** START OF Dataset records **

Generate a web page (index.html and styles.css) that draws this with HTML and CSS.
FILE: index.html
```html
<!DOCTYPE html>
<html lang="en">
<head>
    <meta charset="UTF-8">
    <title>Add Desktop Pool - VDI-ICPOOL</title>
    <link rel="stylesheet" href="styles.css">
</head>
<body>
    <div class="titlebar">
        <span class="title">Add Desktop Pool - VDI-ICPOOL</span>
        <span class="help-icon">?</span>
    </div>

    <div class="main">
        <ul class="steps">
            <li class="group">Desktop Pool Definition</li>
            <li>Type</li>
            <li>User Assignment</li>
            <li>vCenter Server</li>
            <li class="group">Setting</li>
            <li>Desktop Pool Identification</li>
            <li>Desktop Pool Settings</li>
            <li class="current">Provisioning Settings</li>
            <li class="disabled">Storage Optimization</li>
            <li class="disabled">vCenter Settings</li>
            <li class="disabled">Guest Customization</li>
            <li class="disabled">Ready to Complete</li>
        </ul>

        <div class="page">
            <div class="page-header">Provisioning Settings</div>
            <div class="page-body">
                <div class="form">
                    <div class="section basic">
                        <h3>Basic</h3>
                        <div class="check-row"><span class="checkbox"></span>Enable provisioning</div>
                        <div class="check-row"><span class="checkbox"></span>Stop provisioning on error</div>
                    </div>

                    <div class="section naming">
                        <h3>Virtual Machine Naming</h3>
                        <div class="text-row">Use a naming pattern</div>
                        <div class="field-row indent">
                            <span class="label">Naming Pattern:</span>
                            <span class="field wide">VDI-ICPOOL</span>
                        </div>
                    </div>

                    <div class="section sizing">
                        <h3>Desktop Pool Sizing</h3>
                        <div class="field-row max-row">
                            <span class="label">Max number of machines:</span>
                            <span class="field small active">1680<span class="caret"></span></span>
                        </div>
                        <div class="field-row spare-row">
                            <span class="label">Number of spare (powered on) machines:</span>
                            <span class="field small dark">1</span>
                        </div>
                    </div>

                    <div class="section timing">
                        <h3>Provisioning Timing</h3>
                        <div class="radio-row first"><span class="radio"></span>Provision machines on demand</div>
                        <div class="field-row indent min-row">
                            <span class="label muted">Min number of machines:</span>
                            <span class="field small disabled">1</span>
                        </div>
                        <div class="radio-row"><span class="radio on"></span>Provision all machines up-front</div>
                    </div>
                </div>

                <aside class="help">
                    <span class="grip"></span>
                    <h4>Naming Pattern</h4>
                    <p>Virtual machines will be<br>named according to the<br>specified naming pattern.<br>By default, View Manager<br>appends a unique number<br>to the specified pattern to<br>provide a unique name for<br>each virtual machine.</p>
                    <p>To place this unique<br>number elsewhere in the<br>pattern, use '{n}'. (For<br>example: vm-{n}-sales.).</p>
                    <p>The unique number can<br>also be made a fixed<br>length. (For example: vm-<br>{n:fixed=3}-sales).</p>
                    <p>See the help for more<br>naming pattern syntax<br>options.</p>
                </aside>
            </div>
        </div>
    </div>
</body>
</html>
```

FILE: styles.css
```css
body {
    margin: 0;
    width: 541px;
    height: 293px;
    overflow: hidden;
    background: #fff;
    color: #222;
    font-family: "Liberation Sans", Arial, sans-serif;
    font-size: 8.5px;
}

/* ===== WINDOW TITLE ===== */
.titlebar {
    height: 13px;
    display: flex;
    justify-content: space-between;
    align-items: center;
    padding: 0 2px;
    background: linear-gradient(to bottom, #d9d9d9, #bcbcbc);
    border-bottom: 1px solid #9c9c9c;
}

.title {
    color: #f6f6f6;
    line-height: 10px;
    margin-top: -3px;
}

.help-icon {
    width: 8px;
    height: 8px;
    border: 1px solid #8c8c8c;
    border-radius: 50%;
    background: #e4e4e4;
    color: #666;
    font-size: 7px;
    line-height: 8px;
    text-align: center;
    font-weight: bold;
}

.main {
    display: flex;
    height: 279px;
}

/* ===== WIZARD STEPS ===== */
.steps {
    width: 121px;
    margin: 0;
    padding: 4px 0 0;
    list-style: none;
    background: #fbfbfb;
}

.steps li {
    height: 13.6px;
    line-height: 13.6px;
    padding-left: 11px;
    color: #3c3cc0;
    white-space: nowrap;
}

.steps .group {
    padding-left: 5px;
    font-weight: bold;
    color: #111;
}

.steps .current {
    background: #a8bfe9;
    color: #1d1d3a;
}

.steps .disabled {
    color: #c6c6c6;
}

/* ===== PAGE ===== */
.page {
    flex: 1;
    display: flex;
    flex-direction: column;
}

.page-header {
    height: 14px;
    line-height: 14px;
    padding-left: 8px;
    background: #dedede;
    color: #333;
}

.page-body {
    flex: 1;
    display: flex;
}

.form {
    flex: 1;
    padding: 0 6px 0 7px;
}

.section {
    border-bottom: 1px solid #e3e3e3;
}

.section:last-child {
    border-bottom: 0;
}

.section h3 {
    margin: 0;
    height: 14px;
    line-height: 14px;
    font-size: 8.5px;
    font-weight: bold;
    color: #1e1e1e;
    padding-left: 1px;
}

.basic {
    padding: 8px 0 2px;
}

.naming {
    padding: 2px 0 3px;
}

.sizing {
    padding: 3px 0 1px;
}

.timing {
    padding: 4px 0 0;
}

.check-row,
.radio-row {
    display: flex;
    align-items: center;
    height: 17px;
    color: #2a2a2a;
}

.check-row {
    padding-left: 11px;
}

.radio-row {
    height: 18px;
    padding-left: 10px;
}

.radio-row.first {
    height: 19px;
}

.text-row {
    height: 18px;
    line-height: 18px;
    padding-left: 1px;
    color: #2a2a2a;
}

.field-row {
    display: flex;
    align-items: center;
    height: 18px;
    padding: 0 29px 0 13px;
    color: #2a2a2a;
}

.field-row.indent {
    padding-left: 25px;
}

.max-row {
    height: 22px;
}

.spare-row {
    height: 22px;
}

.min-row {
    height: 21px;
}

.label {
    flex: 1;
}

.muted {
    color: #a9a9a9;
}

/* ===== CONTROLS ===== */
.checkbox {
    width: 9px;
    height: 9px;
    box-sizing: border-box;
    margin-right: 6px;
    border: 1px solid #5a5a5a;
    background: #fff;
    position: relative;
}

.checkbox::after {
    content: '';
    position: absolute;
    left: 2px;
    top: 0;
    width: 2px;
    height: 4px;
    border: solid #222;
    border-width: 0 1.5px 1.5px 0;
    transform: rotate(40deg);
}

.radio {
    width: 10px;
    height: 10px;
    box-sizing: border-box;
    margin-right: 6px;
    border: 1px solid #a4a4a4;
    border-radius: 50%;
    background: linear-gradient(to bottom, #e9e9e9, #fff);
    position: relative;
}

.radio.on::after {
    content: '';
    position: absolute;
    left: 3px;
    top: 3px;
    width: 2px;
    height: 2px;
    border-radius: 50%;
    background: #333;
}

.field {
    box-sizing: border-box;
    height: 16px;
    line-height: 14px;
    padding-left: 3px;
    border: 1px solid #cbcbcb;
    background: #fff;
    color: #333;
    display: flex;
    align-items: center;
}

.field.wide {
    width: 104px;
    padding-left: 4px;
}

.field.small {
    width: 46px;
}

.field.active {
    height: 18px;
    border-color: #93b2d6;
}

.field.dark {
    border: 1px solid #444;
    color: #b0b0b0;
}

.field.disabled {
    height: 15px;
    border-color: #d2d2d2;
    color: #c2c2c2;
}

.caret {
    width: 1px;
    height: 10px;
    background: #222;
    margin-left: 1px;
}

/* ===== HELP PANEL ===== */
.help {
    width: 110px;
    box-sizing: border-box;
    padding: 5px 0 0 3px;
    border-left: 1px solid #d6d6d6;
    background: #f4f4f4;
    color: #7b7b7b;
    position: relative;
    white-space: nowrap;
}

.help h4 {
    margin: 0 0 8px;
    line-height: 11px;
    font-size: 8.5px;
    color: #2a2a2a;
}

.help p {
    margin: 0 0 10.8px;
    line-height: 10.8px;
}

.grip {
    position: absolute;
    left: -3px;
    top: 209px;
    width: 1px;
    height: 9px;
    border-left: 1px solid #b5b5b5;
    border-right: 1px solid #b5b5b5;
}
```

** END OF Dataset records **
** START OF Dataset records **

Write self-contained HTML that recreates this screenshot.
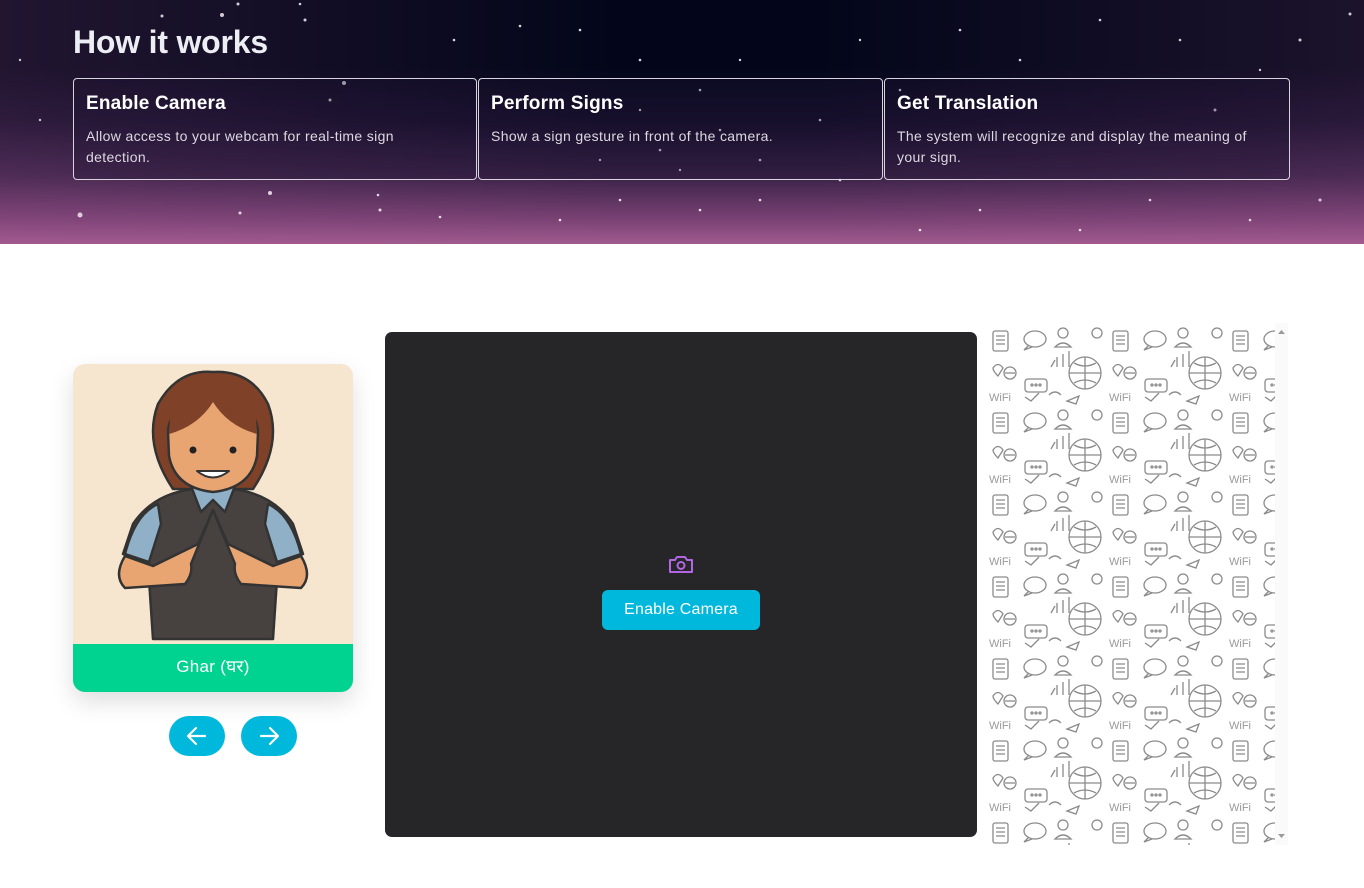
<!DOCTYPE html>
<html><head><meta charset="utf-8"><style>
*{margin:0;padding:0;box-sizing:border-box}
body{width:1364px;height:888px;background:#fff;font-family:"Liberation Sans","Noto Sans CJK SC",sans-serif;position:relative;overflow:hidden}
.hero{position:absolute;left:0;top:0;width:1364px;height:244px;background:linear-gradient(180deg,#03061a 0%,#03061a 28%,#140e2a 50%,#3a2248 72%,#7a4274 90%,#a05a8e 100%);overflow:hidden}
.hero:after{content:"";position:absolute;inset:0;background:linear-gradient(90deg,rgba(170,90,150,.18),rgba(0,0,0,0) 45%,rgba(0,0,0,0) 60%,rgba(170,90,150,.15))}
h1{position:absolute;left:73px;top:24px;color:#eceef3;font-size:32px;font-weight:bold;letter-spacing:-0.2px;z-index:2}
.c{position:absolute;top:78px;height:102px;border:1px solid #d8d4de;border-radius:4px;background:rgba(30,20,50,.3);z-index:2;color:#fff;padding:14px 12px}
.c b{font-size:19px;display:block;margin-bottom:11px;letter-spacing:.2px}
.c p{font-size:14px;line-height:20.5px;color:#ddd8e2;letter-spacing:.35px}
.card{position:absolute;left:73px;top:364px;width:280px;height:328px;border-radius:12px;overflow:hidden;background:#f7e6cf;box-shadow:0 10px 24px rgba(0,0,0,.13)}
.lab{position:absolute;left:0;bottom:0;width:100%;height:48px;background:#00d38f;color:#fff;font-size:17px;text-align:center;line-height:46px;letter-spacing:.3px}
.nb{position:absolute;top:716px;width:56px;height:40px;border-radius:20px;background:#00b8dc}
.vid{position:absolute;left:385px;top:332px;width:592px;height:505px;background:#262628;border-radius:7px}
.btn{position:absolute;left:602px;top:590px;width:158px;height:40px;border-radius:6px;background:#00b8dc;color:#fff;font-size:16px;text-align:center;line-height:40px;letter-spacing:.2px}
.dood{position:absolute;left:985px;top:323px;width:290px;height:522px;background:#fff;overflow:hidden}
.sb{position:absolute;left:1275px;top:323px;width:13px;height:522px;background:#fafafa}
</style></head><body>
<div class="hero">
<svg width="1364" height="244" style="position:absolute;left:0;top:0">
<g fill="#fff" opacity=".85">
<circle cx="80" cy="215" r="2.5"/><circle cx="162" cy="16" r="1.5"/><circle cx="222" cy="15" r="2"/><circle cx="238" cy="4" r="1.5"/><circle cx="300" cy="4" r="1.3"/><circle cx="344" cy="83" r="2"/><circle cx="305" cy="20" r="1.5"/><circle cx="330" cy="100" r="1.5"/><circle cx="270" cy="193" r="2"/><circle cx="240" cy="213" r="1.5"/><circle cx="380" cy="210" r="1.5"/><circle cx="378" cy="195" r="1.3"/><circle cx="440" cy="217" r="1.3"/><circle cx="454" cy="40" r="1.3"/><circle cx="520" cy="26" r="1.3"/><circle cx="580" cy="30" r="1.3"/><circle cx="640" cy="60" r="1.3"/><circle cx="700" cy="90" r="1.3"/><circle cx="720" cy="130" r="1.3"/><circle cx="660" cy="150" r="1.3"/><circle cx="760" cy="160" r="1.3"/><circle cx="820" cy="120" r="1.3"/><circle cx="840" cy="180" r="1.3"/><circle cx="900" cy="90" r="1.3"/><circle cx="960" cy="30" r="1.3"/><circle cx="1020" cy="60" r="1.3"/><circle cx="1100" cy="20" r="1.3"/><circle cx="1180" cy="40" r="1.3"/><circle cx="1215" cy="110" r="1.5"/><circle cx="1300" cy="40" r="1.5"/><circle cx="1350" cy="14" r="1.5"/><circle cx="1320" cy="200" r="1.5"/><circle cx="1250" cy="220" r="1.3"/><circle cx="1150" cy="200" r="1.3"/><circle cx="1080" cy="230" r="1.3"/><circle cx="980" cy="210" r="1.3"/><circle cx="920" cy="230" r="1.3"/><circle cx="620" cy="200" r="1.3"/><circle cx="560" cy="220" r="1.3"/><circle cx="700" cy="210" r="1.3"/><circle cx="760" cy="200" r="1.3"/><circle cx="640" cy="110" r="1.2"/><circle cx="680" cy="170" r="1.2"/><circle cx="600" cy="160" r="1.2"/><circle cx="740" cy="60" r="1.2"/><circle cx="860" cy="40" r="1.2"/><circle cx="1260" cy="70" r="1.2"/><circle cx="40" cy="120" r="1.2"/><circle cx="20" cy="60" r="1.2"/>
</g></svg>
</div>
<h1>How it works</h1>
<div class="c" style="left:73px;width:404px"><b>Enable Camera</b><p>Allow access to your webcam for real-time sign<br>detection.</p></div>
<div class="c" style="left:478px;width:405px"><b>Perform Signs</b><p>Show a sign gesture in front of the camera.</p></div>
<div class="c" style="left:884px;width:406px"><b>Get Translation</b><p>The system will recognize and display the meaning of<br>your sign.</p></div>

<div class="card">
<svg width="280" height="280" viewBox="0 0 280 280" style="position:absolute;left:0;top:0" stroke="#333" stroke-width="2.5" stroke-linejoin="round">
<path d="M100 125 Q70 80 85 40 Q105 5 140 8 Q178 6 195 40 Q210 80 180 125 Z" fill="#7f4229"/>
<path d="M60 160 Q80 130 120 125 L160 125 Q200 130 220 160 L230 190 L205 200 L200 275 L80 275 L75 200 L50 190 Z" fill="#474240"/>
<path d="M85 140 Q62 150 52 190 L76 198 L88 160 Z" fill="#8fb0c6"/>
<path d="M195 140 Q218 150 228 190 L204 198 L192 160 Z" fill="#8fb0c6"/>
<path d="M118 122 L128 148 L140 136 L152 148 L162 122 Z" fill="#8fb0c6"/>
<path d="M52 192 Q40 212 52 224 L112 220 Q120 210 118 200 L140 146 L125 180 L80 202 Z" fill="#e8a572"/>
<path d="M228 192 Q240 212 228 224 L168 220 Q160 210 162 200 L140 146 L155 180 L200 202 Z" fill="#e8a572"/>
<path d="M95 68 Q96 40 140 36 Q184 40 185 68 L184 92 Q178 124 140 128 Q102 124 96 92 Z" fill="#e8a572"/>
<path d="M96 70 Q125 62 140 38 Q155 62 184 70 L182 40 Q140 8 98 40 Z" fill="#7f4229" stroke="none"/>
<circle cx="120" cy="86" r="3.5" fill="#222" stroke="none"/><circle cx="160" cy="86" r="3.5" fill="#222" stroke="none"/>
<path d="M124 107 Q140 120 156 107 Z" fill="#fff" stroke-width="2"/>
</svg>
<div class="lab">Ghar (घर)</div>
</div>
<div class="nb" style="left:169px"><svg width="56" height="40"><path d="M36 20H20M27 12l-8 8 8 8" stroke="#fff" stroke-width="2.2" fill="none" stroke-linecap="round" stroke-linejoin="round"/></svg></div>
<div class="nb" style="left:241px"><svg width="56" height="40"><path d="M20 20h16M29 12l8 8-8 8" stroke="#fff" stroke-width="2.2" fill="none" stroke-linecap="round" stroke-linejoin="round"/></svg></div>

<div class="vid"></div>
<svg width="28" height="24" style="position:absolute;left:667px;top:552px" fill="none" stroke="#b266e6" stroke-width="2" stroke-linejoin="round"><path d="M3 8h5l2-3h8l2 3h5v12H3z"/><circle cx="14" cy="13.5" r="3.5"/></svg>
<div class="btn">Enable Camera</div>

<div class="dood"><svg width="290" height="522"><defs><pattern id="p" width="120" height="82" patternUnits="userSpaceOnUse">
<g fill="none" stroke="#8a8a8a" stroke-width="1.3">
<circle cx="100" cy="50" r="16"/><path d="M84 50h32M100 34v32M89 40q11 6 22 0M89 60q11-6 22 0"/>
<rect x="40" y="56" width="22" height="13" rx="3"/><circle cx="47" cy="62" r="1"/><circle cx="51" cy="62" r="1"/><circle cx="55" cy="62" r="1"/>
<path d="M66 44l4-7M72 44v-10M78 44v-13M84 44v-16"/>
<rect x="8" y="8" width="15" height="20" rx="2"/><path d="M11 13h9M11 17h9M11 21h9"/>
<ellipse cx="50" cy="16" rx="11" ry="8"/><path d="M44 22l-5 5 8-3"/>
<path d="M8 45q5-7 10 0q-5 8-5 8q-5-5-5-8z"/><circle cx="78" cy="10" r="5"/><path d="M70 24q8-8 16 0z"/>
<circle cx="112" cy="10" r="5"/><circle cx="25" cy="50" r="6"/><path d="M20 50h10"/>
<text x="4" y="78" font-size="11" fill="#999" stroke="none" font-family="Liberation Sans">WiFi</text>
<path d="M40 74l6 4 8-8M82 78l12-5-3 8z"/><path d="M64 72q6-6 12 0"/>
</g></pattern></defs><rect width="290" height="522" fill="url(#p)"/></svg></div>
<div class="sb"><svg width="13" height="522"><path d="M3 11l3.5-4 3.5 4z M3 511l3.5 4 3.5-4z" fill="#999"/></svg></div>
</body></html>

** END OF Dataset records **
** START OF Dataset records **

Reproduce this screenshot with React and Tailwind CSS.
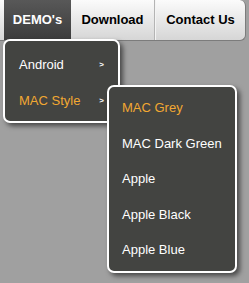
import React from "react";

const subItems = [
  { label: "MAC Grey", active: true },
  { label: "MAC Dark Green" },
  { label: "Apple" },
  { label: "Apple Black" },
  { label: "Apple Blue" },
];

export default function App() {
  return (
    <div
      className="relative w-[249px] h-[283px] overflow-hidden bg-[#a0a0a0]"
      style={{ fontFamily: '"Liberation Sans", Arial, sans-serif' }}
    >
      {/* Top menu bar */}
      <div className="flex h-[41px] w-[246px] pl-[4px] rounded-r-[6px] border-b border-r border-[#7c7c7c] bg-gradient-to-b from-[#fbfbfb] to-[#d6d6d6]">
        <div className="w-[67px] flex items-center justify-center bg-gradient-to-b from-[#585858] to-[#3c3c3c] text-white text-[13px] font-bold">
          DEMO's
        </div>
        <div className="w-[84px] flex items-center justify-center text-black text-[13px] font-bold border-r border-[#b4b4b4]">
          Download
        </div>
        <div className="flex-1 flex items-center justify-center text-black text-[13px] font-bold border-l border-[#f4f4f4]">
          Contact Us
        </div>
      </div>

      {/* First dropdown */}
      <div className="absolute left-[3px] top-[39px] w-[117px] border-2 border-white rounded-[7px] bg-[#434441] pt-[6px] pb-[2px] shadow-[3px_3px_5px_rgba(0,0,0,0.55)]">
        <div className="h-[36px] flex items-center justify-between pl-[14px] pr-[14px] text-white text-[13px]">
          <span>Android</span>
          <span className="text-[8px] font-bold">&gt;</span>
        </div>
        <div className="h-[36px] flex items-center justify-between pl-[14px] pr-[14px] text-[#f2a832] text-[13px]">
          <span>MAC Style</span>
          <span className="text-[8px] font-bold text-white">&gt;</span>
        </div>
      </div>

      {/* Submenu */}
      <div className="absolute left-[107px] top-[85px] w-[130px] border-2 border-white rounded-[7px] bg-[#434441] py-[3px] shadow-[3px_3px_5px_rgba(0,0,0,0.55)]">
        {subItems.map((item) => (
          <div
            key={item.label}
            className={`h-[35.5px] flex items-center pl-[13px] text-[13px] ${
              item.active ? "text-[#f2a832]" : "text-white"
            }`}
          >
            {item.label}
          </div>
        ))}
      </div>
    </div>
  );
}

** END OF Dataset records **

• Task prompt:
Check each line of the entries for the string "styles". Copy the lines that have it.

• Solution to the problem:
Generate a web page (index.html and styles.css) that draws this with HTML and CSS.
    <link rel="stylesheet" href="styles.css">
FILE: styles.css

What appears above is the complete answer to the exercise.